Reproduce the listing below exactly, beginning with its first line and ending with the line that holds "MdStarBorder, MdRefresh, MdInfoOutline"; pictures are not part of the copy.

Data section:

* * * * * * * * *

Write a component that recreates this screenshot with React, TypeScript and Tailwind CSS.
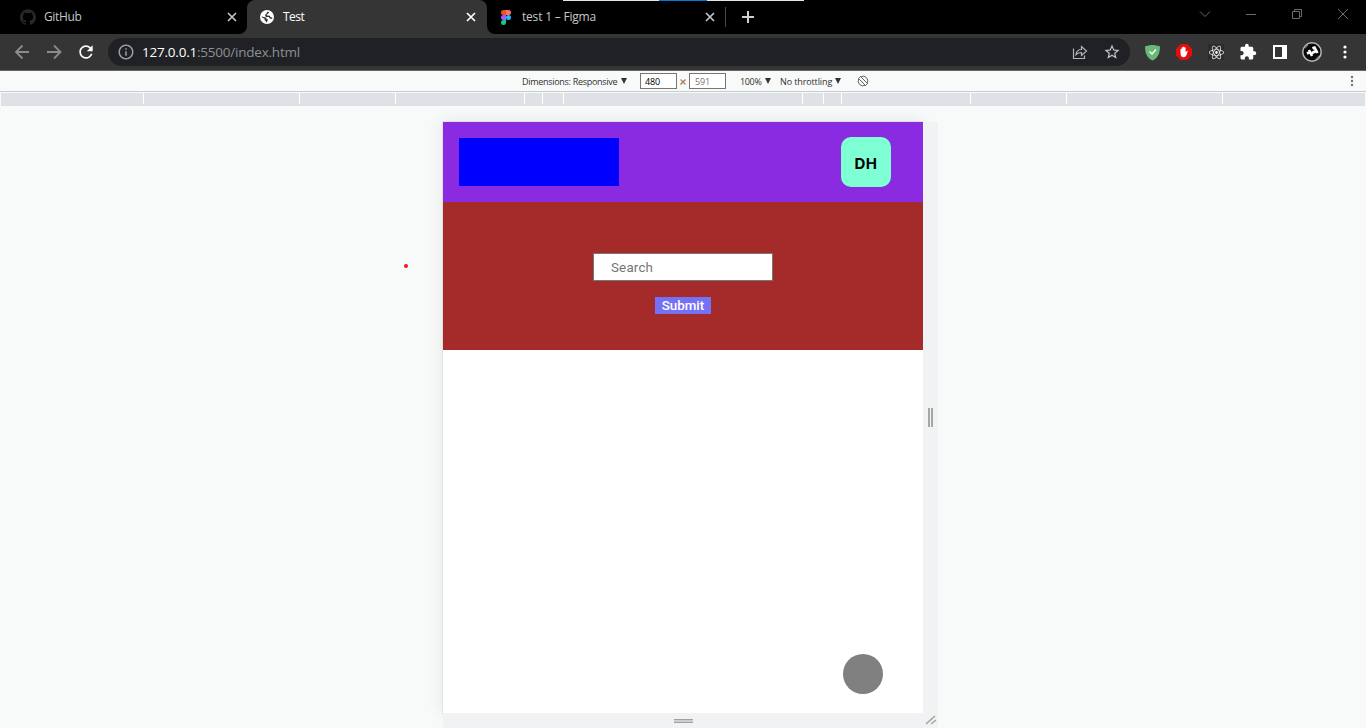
import React from 'react';
import { SiGithub, SiReact } from 'react-icons/si';
import { MdExtension, MdStarBorder, MdRefresh, MdInfoOutline } from 'react-icons/md';

function Close({ className = '' }: { className?: string }) {
  return (
    <svg className={className} width="10" height="10" viewBox="0 0 10 10" stroke="currentColor" strokeWidth="1.7">
      <path d="M1 1l8 8M9 1L1 9" />
    </svg>
  );
}

function FigmaLogo() {
  return (
    <svg width="10" height="15" viewBox="0 0 10 15">
      <path fill="#f24e1e" d="M5 0H2.5a2.5 2.5 0 0 0 0 5H5z" />
      <path fill="#ff7262" d="M5 0h2.5a2.5 2.5 0 0 1 0 5H5z" />
      <path fill="#a259ff" d="M5 5H2.5a2.5 2.5 0 0 0 0 5H5z" />
      <circle cx="7.5" cy="7.5" r="2.5" fill="#1abcfe" />
      <path fill="#0acf83" d="M5 10H2.5A2.5 2.5 0 1 0 5 12.5z" />
    </svg>
  );
}

function Globe() {
  return (
    <svg width="14" height="14" viewBox="0 0 14 14">
      <circle cx="7" cy="7" r="7" fill="#fff" />
      <path
        d="M1.600 6.200Q3.500 7 5.200 7.200 6.800 7.500 6.600 9L8 9.400 6.800 12.500Q5.800 12.500 5.800 11L4.600 10.300V8.800L2 7.500zM7 1.800l2 .2-.6 1.600-1.700.8.5 1.200 2.600.2.8 1.400 1.700.2-.2 1.500-2.300-.3-1-1.500-3-.2-.8-2.200 1.500-1z"
        fill="#353535"
      />
    </svg>
  );
}

function TabBar() {
  return (
    <div className="relative flex h-[34px] bg-black text-[12px] text-[#c4c7ca]">
      <div className="flex h-[34px] w-[247px] items-center pl-5">
        <SiGithub className="size-4 text-[#24292f]" />
        <span className="ml-2 w-[184px] tracking-[-0.35px]">GitHub</span>
        <Close className="-ml-px text-[#c4c7ca]" />
      </div>
      <div className="relative flex h-[34px] w-[240px] items-center rounded-t-lg bg-[#353535] pl-[13px] text-white">
        <svg className="absolute bottom-0 -left-2" width="8" height="8"><path d="M8 0v8H0a8 8 0 0 0 8-8" fill="#353535" /></svg>
        <svg className="absolute -right-2 bottom-0" width="8" height="8"><path d="M0 0v8h8a8 8 0 0 1-8-8" fill="#353535" /></svg>
        <Globe />
        <span className="ml-[9px] w-[183px] tracking-[-0.55px]">Test</span>
        <Close />
      </div>
      <div className="flex h-[34px] w-[238px] items-center pl-[14px]">
        <FigmaLogo />
        <span className="ml-[11px] w-[183px] tracking-[-0.2px]">test 1 – Figma</span>
        <Close />
      </div>
      <div className="mt-[7px] h-5 w-px bg-[#4a4a4a]" />
      <svg className="mt-[11px] ml-4" width="12" height="12" stroke="#d0d0d0" strokeWidth="2"><path d="M6 0v12M0 6h12" /></svg>
      <div className="absolute top-0 left-[563px] flex h-px w-[241px] bg-[#e4e4e4]">
        <div className="ml-24 h-px w-12 bg-[#0078d7]" />
      </div>
      <svg className="ml-auto" width="176" height="34" fill="none" stroke="#6c6c6c">
        <path d="M10 11.5l5 5 5-5M56 14.5h10" />
        <path d="M102.500 11.500h7v7h-7zM104.500 11.500v-2h7v7h-2" />
        <path d="M148 9l10 10M158 9l-10 10" />
      </svg>
    </div>
  );
}

function AddressBar() {
  return (
    <div className="flex h-9 items-center bg-[#353535]">
      <svg width="108" height="36" fill="none" stroke="#8b8b8b" strokeWidth="1.8">
        <path d="M29 18H16M22.500 11.500L16 18l6.500 6.500M47 18h13M54 11.500l6.500 6.500-6.500 6.500" />
      </svg>
      <MdRefresh className="-ml-[32px] size-5 text-white" />
      <div className="ml-3 flex h-7 w-[1022px] shrink-0 items-center rounded-full bg-[#202124] pl-[9px]">
        <MdInfoOutline className="size-[18px] text-[#9a9da1]" />
        <div className="ml-[7px] text-[13.5px] tracking-[-0.22px] text-[#8d9094]">
          <span className="text-white">127.0.0.1</span>:5500/index.html
        </div>
        <svg className="ml-auto" width="16" height="16" fill="none" stroke="#b2b4b7" strokeWidth="1.2">
          <path d="M1.500 4.500v10h11v-3" />
          <path d="M4 10.500C4.500 7 6.500 5.500 9.500 5.500v-3l5 4.500-5 4.500v-3C7 8.500 5.500 9 4 10.500z" />
        </svg>
        <MdStarBorder className="mr-[9px] ml-[15px] size-[18px] text-[#c1c3c6]" />
      </div>
      <svg className="ml-[14px] shrink-0" width="17" height="17" viewBox="0 0 17 17">
        <path d="M1 2.500C4 1.500 6 1 8.500 1s4.500.5 7.500 1.500C16 9 14 14 8.500 16.500 3 14 1 9 1 2.500z" fill="#68b878" />
        <path d="M5.500 7.500L8 10l4-4.500" fill="none" stroke="#fff" strokeWidth="1.4" />
      </svg>
      <svg className="ml-[15px] shrink-0" width="16" height="16" viewBox="0 0 16 16">
        <path d="M4.700 0h6.600L16 4.700v6.600L11.300 16H4.700L0 11.300V4.700z" fill="#e40d0d" />
        <path d="M4.500 9V5.200q.6-.8 1.200 0V8V3.500q.7-.9 1.300 0V7V2.900q.7-.9 1.300 0V7V3.600q.7-.9 1.300 0v5l1.200-1.700q.8-.4 1 .2L10.300 11.500q-.9 1.700-2.500 1.700Q4.500 13.200 4.500 9z" fill="#fff" />
      </svg>
      <div className="ml-4 flex size-4 items-center justify-center bg-[#2c2c2c]"><SiReact className="size-[15px] text-[#f4f4f4]" /></div>
      <MdExtension className="ml-[15px] size-[18px] text-white" />
      <svg className="ml-4 shrink-0" width="14" height="14"><path d="M0 0h14v14H0zM2 2v10h7V2z" fill="#fff" fillRule="evenodd" /></svg>
      <svg className="ml-[15px] shrink-0" width="20" height="20" viewBox="0 0 20 20">
        <circle cx="10" cy="10" r="9.200" fill="#080808" stroke="#b8b8b8" strokeWidth="1.500" />
        <path d="M3 6.500L6 3M13.500 17l4-3.500" stroke="#888" strokeWidth="1" />
        <path d="M5 11.500L9 9.500M7 8l3 6M10 11l4-2M12 4.500l3.500 6.500M12.500 5.500L10.500 6.500" stroke="#fff" strokeWidth="2.600" />
      </svg>
      <svg className="ml-[20.500px] shrink-0" width="4" height="14" fill="#fff"><circle cx="2" cy="2" r="1.600" /><circle cx="2" cy="7" r="1.600" /><circle cx="2" cy="12" r="1.600" /></svg>
    </div>
  );
}

function Arrow({ className = '' }: { className?: string }) {
  return <svg className={className} width="6" height="6"><path d="M0 0h6L3 6z" fill="#333" /></svg>;
}

function DeviceBar() {
  return (
    <div className="flex h-[22px] items-center border-t border-b border-t-[#646464] border-b-[#c8cbcd] bg-[#f8faf9] pl-[522px] text-[9px] whitespace-nowrap text-[#303030]">
      <span className="w-[99px] pt-px tracking-[-0.29px]">Dimensions: Responsive</span>
      <Arrow />
      <div className="ml-[13px] flex h-4 w-[37px] items-center border border-[#767676] bg-white pt-px pl-1 tracking-[-0.2px] text-black">480</div>
      <svg className="mx-[3px] mt-[2px]" width="6" height="6" strokeWidth="1.400"><path d="M.5.5l5 5" stroke="#7d9fb5" /><path d="M5.500.5l-5 5" stroke="#d0701c" /></svg>
      <div className="flex h-4 w-[37px] items-center border border-[#767676] bg-white pt-px pl-[5px] tracking-[-0.2px] text-[#757575]">591</div>
      <span className="ml-[14px] w-[25px] pt-px tracking-[-0.35px]">100%</span>
      <Arrow />
      <span className="ml-[9px] w-[56px] pt-px tracking-[-0.12px]">No throttling</span>
      <Arrow className="-ml-px" />
      <svg className="ml-[16px]" width="12" height="12" viewBox="0 0 12 12" fill="none" stroke="#666">
        <path d="M4 1.700a4.700 4.700 0 0 1 6.300 6.300M8 10.300A4.700 4.700 0 0 1 1.700 4M1.500 3.500l7.500 7.500M3.500 1.500l7.500 7.500M3.700 1.300L1.300 3.700M10.700 8.300L8.300 10.700" />
      </svg>
      <svg className="mr-3 ml-auto" width="4" height="12" fill="#6e7073"><circle cx="2" cy="2" r="1.200" /><circle cx="2" cy="6" r="1.200" /><circle cx="2" cy="10" r="1.200" /></svg>
    </div>
  );
}

const TICKS = [0, 143, 299, 395, 524, 542, 563, 802, 823, 841, 970, 1066, 1222, 1365];

function Ruler() {
  return (
    <div className="mt-px flex h-[13px] bg-[#dee1e6]">
      {TICKS.map((x, i) => (
        <div
          key={x}
          className={i === 0 || i === 13 ? 'h-[13px] border-l border-[#f8faf9]' : 'h-[11px] border-l border-white'}
          style={{ width: (TICKS[i + 1] ?? 1366) - x }}
        />
      ))}
    </div>
  );
}

function Page() {
  return (
    <div className="relative h-[591px] w-[480px] bg-white shadow-[0_0_0_1px_rgba(0,0,0,0.06),0_0_16px_rgba(0,0,0,0.09)]">
      <header className="flex h-20 items-start justify-between bg-[#8a2be2] px-4">
        <div className="mt-4 h-12 w-40 bg-[#0000ff]" />
        <div className="mt-[15px] mr-4 flex size-[50px] items-center justify-center rounded-[10px] bg-[#7fffd4] pt-[3px] font-['Inter'] text-[15px] leading-none font-bold tracking-[0.6px] text-black">DH</div>
      </header>
      <section className="flex h-[148px] flex-col items-center bg-[#a52a2a] pt-[51px] font-['Roboto'] text-[13.33px]">
        <input
          placeholder="Search"
          className="h-7 w-[180px] rounded-[1px] border border-[#767676] bg-white pl-[17px] tracking-[0.2px] placeholder:text-[#757575]"
        />
        <button className="mt-4 h-[17px] w-14 bg-[#7571f5] leading-[17px] font-medium text-white">Submit</button>
      </section>
      <div className="absolute right-10 bottom-[19px] size-10 rounded-full bg-[#808080]" />
    </div>
  );
}

function Viewport() {
  return (
    <main className="relative flex flex-1 overflow-hidden pt-4 pl-[443px]">
      <div className="absolute top-[157.500px] left-[403.500px] size-1 rounded-full bg-[#f01818]" />
      <div className="grid grid-cols-[480px_15px] grid-rows-[591px_15px]">
        <Page />
        <div className="z-10 flex justify-center gap-px bg-[#f1f2f4] pt-[286px]">
          <i className="h-[19px] w-0.5 bg-[#a6a6a6]" />
          <i className="h-[19px] w-0.5 bg-[#a6a6a6]" />
        </div>
        <div className="z-10 flex flex-col items-center bg-[#f1f2f4] pt-[6px] pl-px">
          <i className="h-px w-[19px] bg-[#a0a0a0]" />
          <i className="h-0.5 w-[19px] bg-[#cfcfcf]" />
          <i className="h-px w-[19px] bg-[#a0a0a0]" />
        </div>
        <div className="z-10 bg-[#f1f2f4] pl-[2px]">
          <svg width="12" height="14" stroke="#a0a0a0" strokeWidth="1.500"><path d="M1 11l9-8M6 11l5-4" /></svg>
        </div>
      </div>
    </main>
  );
}

export default function App() {
  return (
    <div className="flex h-[728px] w-[1366px] flex-col overflow-hidden bg-[#f8faf9] font-['Open_Sans','Noto_Sans',sans-serif]">
      <TabBar />
      <AddressBar />
      <DeviceBar />
      <Ruler />
      <Viewport />
    </div>
  );
}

* * * * * * * * *

Solution:
Write a component that recreates this screenshot with React, TypeScript and Tailwind CSS.
import React from 'react';
import { SiGithub, SiReact } from 'react-icons/si';
import { MdExtension, MdStarBorder, MdRefresh, MdInfoOutline } from 'react-icons/md';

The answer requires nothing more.